В Мурзук Хорнеман возвратился спустя почти год, в январе 1800 года. Там он вскоре свел знакомство с одним из вождей Борну, которого он именовал «шерифом»[19]. В компании этого интересного человека, который сам совершил много путешествий по Африке, Фридрих решил пересечь пустыню в южном направлении. О своем намерении он сообщил Бэнксу 20 февраля. Но лишь спустя полтора месяца, 6 апреля, караван был готов двинуться в путь. За несколько часов до выхода из Мурзука Хорнеман написал последнее письмо Бэнксу: «Здоровье мое в отличном состоянии, прекрасно акклиматизировался, достаточно изучил манеру поведения моих спутников-торговцев, бегло говорю по-арабски, немного — на языке Борну; хорошо вооружен и достаточно воинственно настроен, нахожусь под защитой двух великих шерифов. Все это позволяет надеяться на успех задуманного предприятия». Матери Фридрих сообщал: «Я совсем превратился в африканца и чувствую себя здесь, как дома, но, несмотря на это, я обязательно возвращусь, и даже обещаю, что не привезу с собой местной красавицы».
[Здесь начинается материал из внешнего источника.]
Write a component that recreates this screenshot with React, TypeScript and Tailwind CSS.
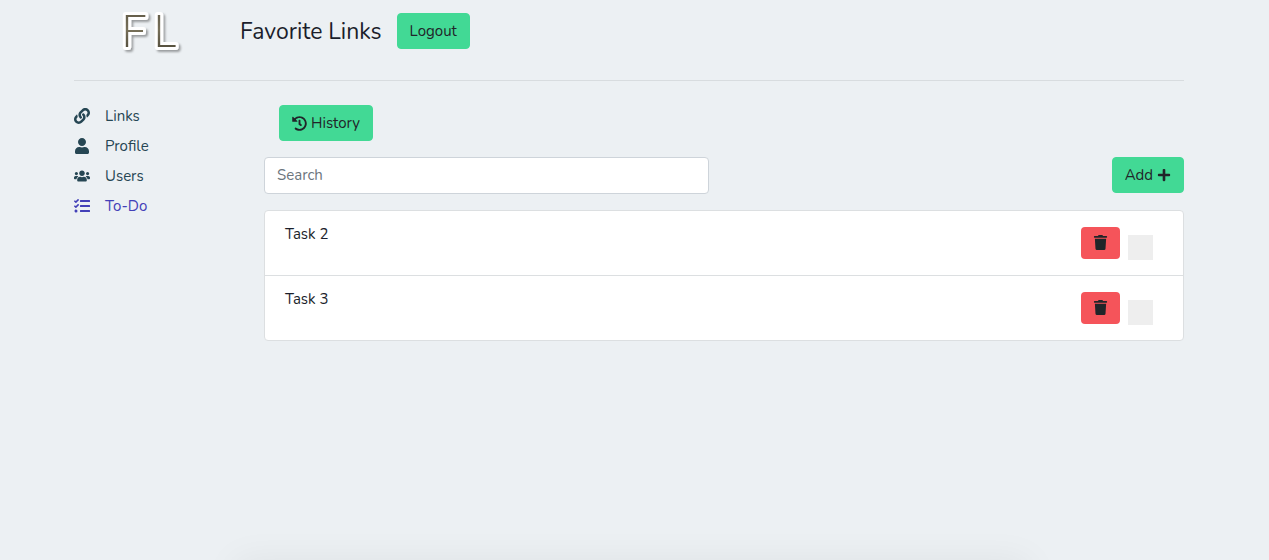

И на этот раз Хорнеман путешествовал под чужим обличьем. Он неизменно придерживался мнения, что «замысел путешествовать в качестве мусульманина в этих странах, населенных подозрительным и фанатичным народом… трудно осуществим только вначале. Затем это сразу становится намного безопаснее и удобнее». Путешественник намеревался прожить около двух лет в странах хауса и за это время собрать как можно больше достоверных сведений о местных народах и жителях соседних областей по Нижнему Нигеру. Он просил Африканское общество не разыскивать его и не наводить о нем справок у британских консулов и других европейцев, чтобы не возбуждать подозрений в том, что он христианин. «Обществу не следует посылать другого путешественника до моего возвращения, которое, я думаю, произойдет около 1802 года», — писал Хорнеман Бэнксу.